• **Challenge**: Below are some records; repeat them all exactly, minus the pictures.

• **Exercise materials**:
'''
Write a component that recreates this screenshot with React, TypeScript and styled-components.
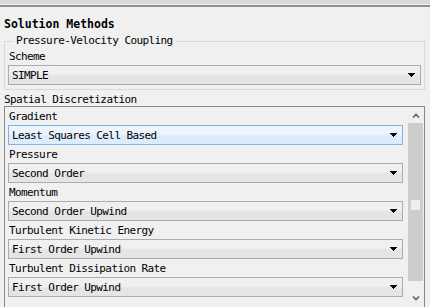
import styled, { createGlobalStyle } from 'styled-components';

const GlobalStyle = createGlobalStyle`
  html, body {
    margin: 0;
    padding: 0;
    background: #f0f0f0;
  }
  body {
    font-family: "DejaVu Sans Mono", "Liberation Mono", monospace;
    font-size: 11px;
    letter-spacing: -0.6px;
    color: #000;
  }
`;

// whole task page
const Page = styled.div`
  width: 430px;
  height: 307px;
  overflow: hidden;
`;

// edge of the tab strip above the page
const TabEdge = styled.div`
  height: 4px;
  background: #d9d9d9;
`;

const Rule = styled.div`
  height: 2px;
  margin-top: 1px;
  background: #8e8e8e;
`;

const Title = styled.div`
  margin-top: 8px;
  padding-left: 4px;
  line-height: 18px;
  font-size: 11.5px;
  font-weight: bold;
  letter-spacing: 0;
`;

// group box with etched border
const Group = styled.fieldset`
  margin: 2px 5px 0 4px;
  padding: 0 3px 4px;
  border: 1px solid #d9d9d9;
  min-width: 0;
`;

const GroupLegend = styled.legend`
  margin-left: 5px;
  padding: 0 3px;
  line-height: 12px;
`;

const FieldLabel = styled.div`
  box-sizing: border-box;
  height: 18px;
  padding: 2px 0 0 1px;
  line-height: 16px;
`;

const Combo = styled.div<{ $active?: boolean }>`
  display: flex;
  align-items: center;
  justify-content: space-between;
  box-sizing: border-box;
  height: 20px;
  padding: 0 5px 0 3px;
  border: 1px solid ${(p) => (p.$active ? '#7eb4ea' : '#acacac')};
  background: ${(p) =>
    p.$active
      ? 'linear-gradient(#ecf4fc 0%, #ecf4fc 45%, #dcecfc 55%, #dcecfc 100%)'
      : 'linear-gradient(#f0f0f0 0%, #f0f0f0 45%, #e5e5e5 55%, #e5e5e5 100%)'};
`;

const ComboText = styled.span`
  white-space: nowrap;
`;

const SectionLabel = styled.div`
  margin-top: 4px;
  padding-left: 4px;
  line-height: 12px;
`;

// scrolling panel with the discretization fields
const Panel = styled.div`
  display: flex;
  height: 215px;
  margin: 0 5px 0 4px;
  border: 1px solid #868a8f;
`;

const PanelBody = styled.div`
  flex: 1;
  padding: 0 3px;
`;

const ScrollBar = styled.div`
  display: flex;
  flex-direction: column;
  width: 17px;
  margin-left: 1px;
`;

const ScrollButton = styled.div`
  display: flex;
  align-items: center;
  justify-content: center;
  flex-shrink: 0;
  height: 16px;
`;

const ScrollTrack = styled.div`
  display: flex;
  justify-content: center;
  flex-shrink: 0;
  height: 167px;
`;

const ScrollThumb = styled.div`
  display: flex;
  align-items: center;
  justify-content: center;
  width: 15px;
  height: 158px;
  background: #cdcdcd;
`;

const Grip = styled.div`
  width: 9px;
  height: 10px;
  margin-top: 6px;
  background: #eeeeee;
`;

function Arrow() {
  return (
    <svg width="7" height="4" viewBox="0 0 7 4">
      <path d="M0 0H7V1H6V2H5V3H4V4H3V3H2V2H1V1H0Z" fill="#000" />
    </svg>
  );
}

function Chevron({ up }: { up?: boolean }) {
  return (
    <svg width="8" height="5" viewBox="0 0 8 5">
      <path
        d={up ? 'M1 4.5L4 1.5L7 4.5' : 'M1 0.5L4 3.5L7 0.5'}
        fill="none"
        stroke="#606060"
        strokeWidth="1.6"
      />
    </svg>
  );
}

type Field = { label: string; value: string; active?: boolean };

const fields: Field[] = [
  { label: 'Gradient', value: 'Least Squares Cell Based', active: true },
  { label: 'Pressure', value: 'Second Order' },
  { label: 'Momentum', value: 'Second Order Upwind' },
  { label: 'Turbulent Kinetic Energy', value: 'First Order Upwind' },
  { label: 'Turbulent Dissipation Rate', value: 'First Order Upwind' },
];

export default function App() {
  return (
    <Page>
      <GlobalStyle />
      <TabEdge />
      <Rule />
      <Title>Solution Methods</Title>
      <Group>
        <GroupLegend>Pressure-Velocity Coupling</GroupLegend>
        <FieldLabel>Scheme</FieldLabel>
        <Combo>
          <ComboText>SIMPLE</ComboText>
          <Arrow />
        </Combo>
      </Group>
      <SectionLabel>Spatial Discretization</SectionLabel>
      <Panel>
        <PanelBody>
          {fields.map((f) => (
            <div key={f.label}>
              <FieldLabel>{f.label}</FieldLabel>
              <Combo $active={f.active}>
                <ComboText>{f.value}</ComboText>
                <Arrow />
              </Combo>
            </div>
          ))}
        </PanelBody>
        <ScrollBar>
          <ScrollButton>
            <Chevron up />
          </ScrollButton>
          <ScrollTrack>
            <ScrollThumb>
              <Grip />
            </ScrollThumb>
          </ScrollTrack>
          <ScrollButton>
            <Chevron />
          </ScrollButton>
        </ScrollBar>
      </Panel>
    </Page>
  );
}
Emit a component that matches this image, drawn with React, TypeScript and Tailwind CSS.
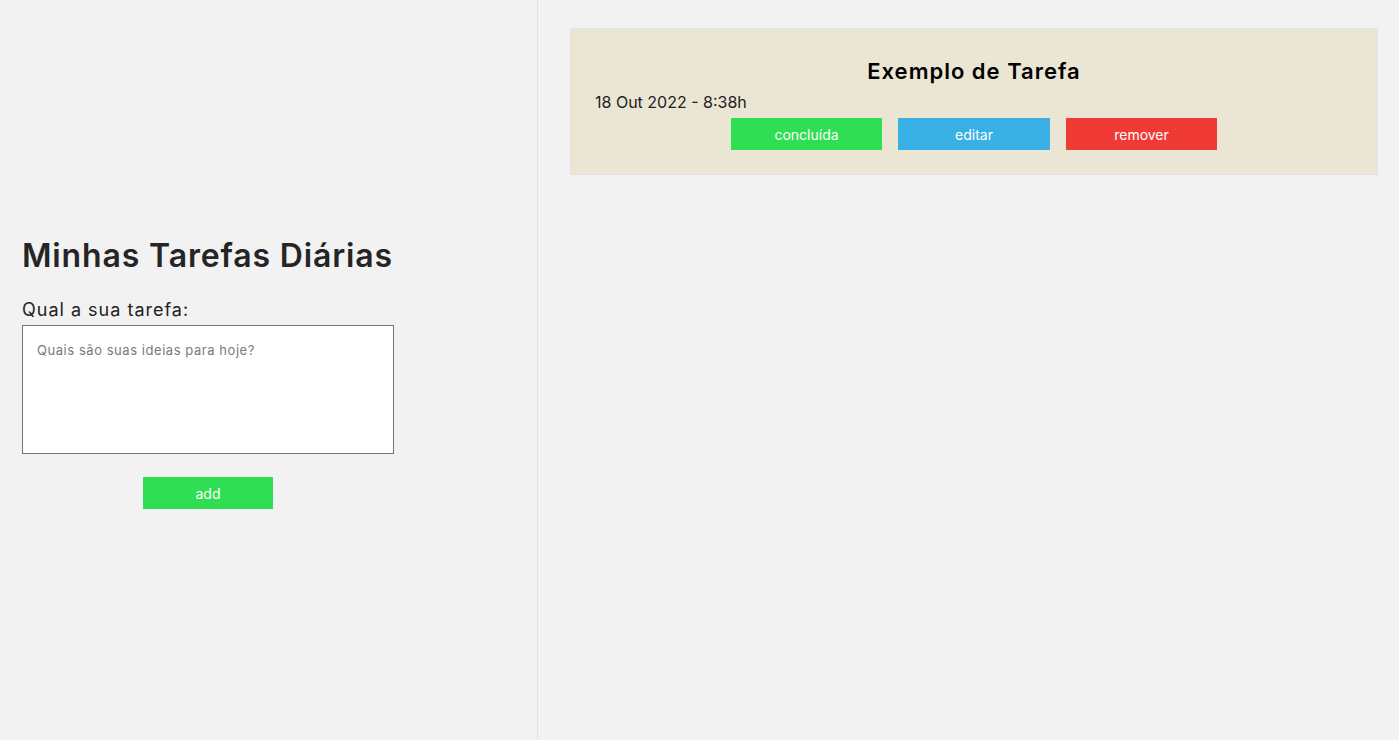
const font = { fontFamily: '"Inter", "Noto Sans", sans-serif' };

export default function App() {
  return (
    <div className="flex h-[740px] w-full bg-[#f2f2f2] text-[#222]" style={font}>
      {/* left form */}
      <section className="flex w-[538px] shrink-0 flex-col border-r border-[#e2e2e2] pl-[22px] pt-[236px]">
        <h1 className="text-[32px] font-semibold leading-[40px] tracking-[0.85px] text-[#252525]">Minhas Tarefas Diárias</h1>
        <label className="mt-[22px] text-[18px] leading-[24px] tracking-[1px] text-[#222]">Qual a sua tarefa:</label>
        <div className="flex w-[372px] flex-col items-center">
          <textarea
            placeholder="Quais são suas ideias para hoje?"
            className="mt-[3px] h-[129px] w-[372px] resize-none border border-[#767676] bg-white px-[14px] py-[14px] text-[13px] leading-[20px] tracking-[0.55px] outline-none placeholder:text-[#7a7a7a]"
          />
          <button className="mt-[23px] h-[32px] w-[130px] bg-[#2fde53] text-[14px] text-white">add</button>
        </div>
      </section>

      {/* task list */}
      <main className="flex-1 pt-[28px] pl-[32px] pr-[21px]">
        <div className="flex flex-col border border-[#e3e3e3] bg-[#ebe5d3] px-[24px] pt-[28px] pb-[24px]">
          <h2 className="text-center text-[22px] font-semibold leading-[28px] tracking-[1px] text-black">Exemplo de Tarefa</h2>
          <p className="mt-[7px] text-[16px] leading-[20px] text-[#222]">18 Out 2022 - 8:38h</p>
          <div className="mt-[6px] flex justify-center gap-[16px]">
            <button className="h-[32px] w-[151px] bg-[#2fde53] text-[14px] text-white">concluída</button>
            <button className="h-[32px] w-[152px] bg-[#38b0e3] text-[14px] text-white">editar</button>
            <button className="h-[32px] w-[151px] bg-[#ef3a36] text-[14px] text-white">remover</button>
          </div>
        </div>
      </main>
    </div>
  );
}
'''
• **Task output**:
Write a component that recreates this screenshot with React, TypeScript and styled-components.
import styled, { createGlobalStyle } from 'styled-components';

const GlobalStyle = createGlobalStyle`
  html, body {
    margin: 0;
    padding: 0;
    background: #f0f0f0;
  }
  body {
    font-family: "DejaVu Sans Mono", "Liberation Mono", monospace;
    font-size: 11px;
    letter-spacing: -0.6px;
    color: #000;
  }
`;

// whole task page
const Page = styled.div`
  width: 430px;
  height: 307px;
  overflow: hidden;
`;

// edge of the tab strip above the page
const TabEdge = styled.div`
  height: 4px;
  background: #d9d9d9;
`;

const Rule = styled.div`
  height: 2px;
  margin-top: 1px;
  background: #8e8e8e;
`;

const Title = styled.div`
  margin-top: 8px;
  padding-left: 4px;
  line-height: 18px;
  font-size: 11.5px;
  font-weight: bold;
  letter-spacing: 0;
`;

// group box with etched border
const Group = styled.fieldset`
  margin: 2px 5px 0 4px;
  padding: 0 3px 4px;
  border: 1px solid #d9d9d9;
  min-width: 0;
`;

const GroupLegend = styled.legend`
  margin-left: 5px;
  padding: 0 3px;
  line-height: 12px;
`;

const FieldLabel = styled.div`
  box-sizing: border-box;
  height: 18px;
  padding: 2px 0 0 1px;
  line-height: 16px;
`;

const Combo = styled.div<{ $active?: boolean }>`
  display: flex;
  align-items: center;
  justify-content: space-between;
  box-sizing: border-box;
  height: 20px;
  padding: 0 5px 0 3px;
  border: 1px solid ${(p) => (p.$active ? '#7eb4ea' : '#acacac')};
  background: ${(p) =>
    p.$active
      ? 'linear-gradient(#ecf4fc 0%, #ecf4fc 45%, #dcecfc 55%, #dcecfc 100%)'
      : 'linear-gradient(#f0f0f0 0%, #f0f0f0 45%, #e5e5e5 55%, #e5e5e5 100%)'};
`;

const ComboText = styled.span`
  white-space: nowrap;
`;

const SectionLabel = styled.div`
  margin-top: 4px;
  padding-left: 4px;
  line-height: 12px;
`;

// scrolling panel with the discretization fields
const Panel = styled.div`
  display: flex;
  height: 215px;
  margin: 0 5px 0 4px;
  border: 1px solid #868a8f;
`;

const PanelBody = styled.div`
  flex: 1;
  padding: 0 3px;
`;

const ScrollBar = styled.div`
  display: flex;
  flex-direction: column;
  width: 17px;
  margin-left: 1px;
`;

const ScrollButton = styled.div`
  display: flex;
  align-items: center;
  justify-content: center;
  flex-shrink: 0;
  height: 16px;
`;

const ScrollTrack = styled.div`
  display: flex;
  justify-content: center;
  flex-shrink: 0;
  height: 167px;
`;

const ScrollThumb = styled.div`
  display: flex;
  align-items: center;
  justify-content: center;
  width: 15px;
  height: 158px;
  background: #cdcdcd;
`;

const Grip = styled.div`
  width: 9px;
  height: 10px;
  margin-top: 6px;
  background: #eeeeee;
`;

function Arrow() {
  return (
    <svg width="7" height="4" viewBox="0 0 7 4">
      <path d="M0 0H7V1H6V2H5V3H4V4H3V3H2V2H1V1H0Z" fill="#000" />
    </svg>
  );
}

function Chevron({ up }: { up?: boolean }) {
  return (
    <svg width="8" height="5" viewBox="0 0 8 5">
      <path
        d={up ? 'M1 4.5L4 1.5L7 4.5' : 'M1 0.5L4 3.5L7 0.5'}
        fill="none"
        stroke="#606060"
        strokeWidth="1.6"
      />
    </svg>
  );
}

type Field = { label: string; value: string; active?: boolean };

const fields: Field[] = [
  { label: 'Gradient', value: 'Least Squares Cell Based', active: true },
  { label: 'Pressure', value: 'Second Order' },
  { label: 'Momentum', value: 'Second Order Upwind' },
  { label: 'Turbulent Kinetic Energy', value: 'First Order Upwind' },
  { label: 'Turbulent Dissipation Rate', value: 'First Order Upwind' },
];

export default function App() {
  return (
    <Page>
      <GlobalStyle />
      <TabEdge />
      <Rule />
      <Title>Solution Methods</Title>
      <Group>
        <GroupLegend>Pressure-Velocity Coupling</GroupLegend>
        <FieldLabel>Scheme</FieldLabel>
        <Combo>
          <ComboText>SIMPLE</ComboText>
          <Arrow />
        </Combo>
      </Group>
      <SectionLabel>Spatial Discretization</SectionLabel>
      <Panel>
        <PanelBody>
          {fields.map((f) => (
            <div key={f.label}>
              <FieldLabel>{f.label}</FieldLabel>
              <Combo $active={f.active}>
                <ComboText>{f.value}</ComboText>
                <Arrow />
              </Combo>
            </div>
          ))}
        </PanelBody>
        <ScrollBar>
          <ScrollButton>
            <Chevron up />
          </ScrollButton>
          <ScrollTrack>
            <ScrollThumb>
              <Grip />
            </ScrollThumb>
          </ScrollTrack>
          <ScrollButton>
            <Chevron />
          </ScrollButton>
        </ScrollBar>
      </Panel>
    </Page>
  );
}
Emit a component that matches this image, drawn with React, TypeScript and Tailwind CSS.
const font = { fontFamily: '"Inter", "Noto Sans", sans-serif' };

export default function App() {
  return (
    <div className="flex h-[740px] w-full bg-[#f2f2f2] text-[#222]" style={font}>
      {/* left form */}
      <section className="flex w-[538px] shrink-0 flex-col border-r border-[#e2e2e2] pl-[22px] pt-[236px]">
        <h1 className="text-[32px] font-semibold leading-[40px] tracking-[0.85px] text-[#252525]">Minhas Tarefas Diárias</h1>
        <label className="mt-[22px] text-[18px] leading-[24px] tracking-[1px] text-[#222]">Qual a sua tarefa:</label>
        <div className="flex w-[372px] flex-col items-center">
          <textarea
            placeholder="Quais são suas ideias para hoje?"
            className="mt-[3px] h-[129px] w-[372px] resize-none border border-[#767676] bg-white px-[14px] py-[14px] text-[13px] leading-[20px] tracking-[0.55px] outline-none placeholder:text-[#7a7a7a]"
          />
          <button className="mt-[23px] h-[32px] w-[130px] bg-[#2fde53] text-[14px] text-white">add</button>
        </div>
      </section>

      {/* task list */}
      <main className="flex-1 pt-[28px] pl-[32px] pr-[21px]">
        <div className="flex flex-col border border-[#e3e3e3] bg-[#ebe5d3] px-[24px] pt-[28px] pb-[24px]">
          <h2 className="text-center text-[22px] font-semibold leading-[28px] tracking-[1px] text-black">Exemplo de Tarefa</h2>
          <p className="mt-[7px] text-[16px] leading-[20px] text-[#222]">18 Out 2022 - 8:38h</p>
          <div className="mt-[6px] flex justify-center gap-[16px]">
            <button className="h-[32px] w-[151px] bg-[#2fde53] text-[14px] text-white">concluída</button>
            <button className="h-[32px] w-[152px] bg-[#38b0e3] text-[14px] text-white">editar</button>
            <button className="h-[32px] w-[151px] bg-[#ef3a36] text-[14px] text-white">remover</button>
          </div>
        </div>
      </main>
    </div>
  );
}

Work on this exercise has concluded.